Banner featuring the logos of The Voice of Witness Project, The MLA Association, the Humanities Action Lab, and Dr. Chansky.

In a recent interview with Dr. Ricia Chansky on November 21, 2018, the Modern Language Association: Humanities Innovation Award winner and 2019-2020 Voice of Witness Fellow shared with us some information about her personal experience developing the project and the importance of raising more awareness on the situation Puerto Rico faced following the tragic atmospheric event: Hurricane María.

The Professor and her students had been working for the past year on a project called Mi María: Puerto Rico After the Hurricane, which is “a large scale public humanities project” as she called it. About a hundred students were involved in it, (to see some of their contribution please refer to this post.) Each student collected oral histories of hurricane María and its aftermath in Puerto Rico. The students that were trained about the ethical collection, transcriptions and translations of oral histories, collaborated with Professor Chansky and with an organization known as the Voice of Witness– an organization that utilizes oral histories as a means of enacting social justice; their motto “Amplifying Unheard voices”, which is what was being done with the María project. One of the project’s main focus was to argue that the releaf Puerto Rico received after the hurricane was inadequate, which caused the death of a lot of people in the island. But, before all this developed into something more Dr. Chansky was first inspired by her own students narratives and stories.

Dr. Chansky recalled, that after classes had resumed a month after María, she felt it was necessary for students to share their experiences in a safe place and communicate what they had gone through during those first weeks and months following the hurricane. Those narratives that the students had shared inspired her to take action, feeling that “it wasn’t fair” that what these students wrote would only resonate in her mind; she felt that it had to be shared. The weeks that followed, she started to think about:

“…the power of telling your story, and what that meant to somebody, to have somebody sit there and listen. And have your class, your peers, your professor, sit there and listen…”

Afterwards, upon receiving an email from the organization Voice of Witness calling out for ideas for a book, she felt that based upon what she had seen from her students “the people of Puerto Rico needed to be listen to; which was the proposal she turned-in, and how the project developed into something bigger. After a very complicated process of many proposals and revisions, the project was elected (after officially gaining a spot in the Story Lab.)

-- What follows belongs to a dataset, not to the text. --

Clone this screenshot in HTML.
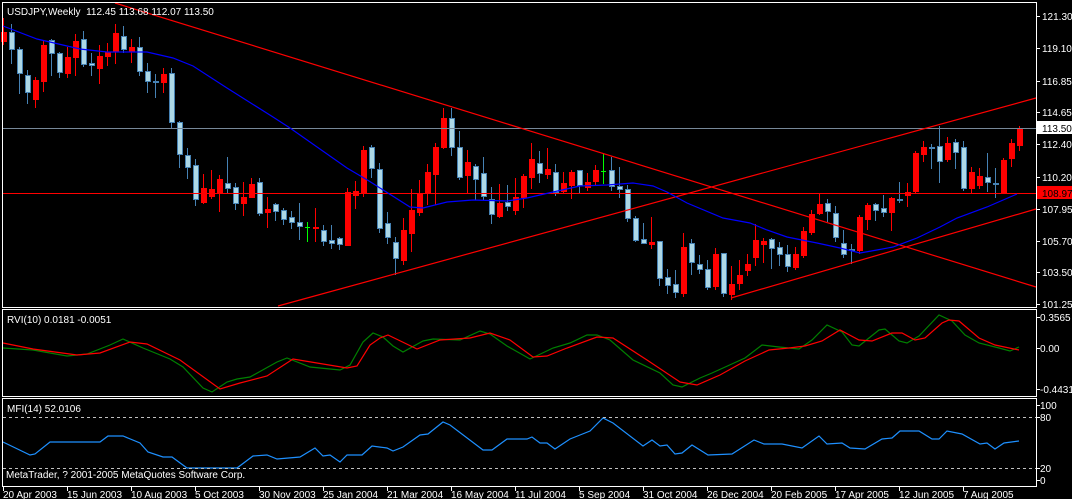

During the months that followed she made it a priority to record the selflessness of those that continued to help others after the hurricane, in spite of their own need, and subsequently those that had an important story to tell about their own journey in this new Post-María world. After a conversation that concerned the hardship we had seen first hand during the aftermath period, and how we remembered seeing people helpless, in their broken homes for months,(as if they weren’t noticed by anyone), she said:

“We were made invisible, and I don’t want my students to remain invisible.”

The project also hopes that others may be able to find out more about Puerto Rico and the situation Puerto Ricans were in during and after the hurricane. The Voice of Witness project will end in a book published by Haymarket Books and will also be featured in The Humanities Action Lab project’s Initiative on Migration, Climate Justice, and Environmental Justice international exhibition and in their documentary.

At the end of the interview, Dr. Chanksy expressed how happy she was having aquired the necessary tools to help those who had suffered and weren’t heard– to now be seen. How proud she was of her students, and how grateful she was for the opportunity she received.

Congratulations on your achievements Dr. Chansky!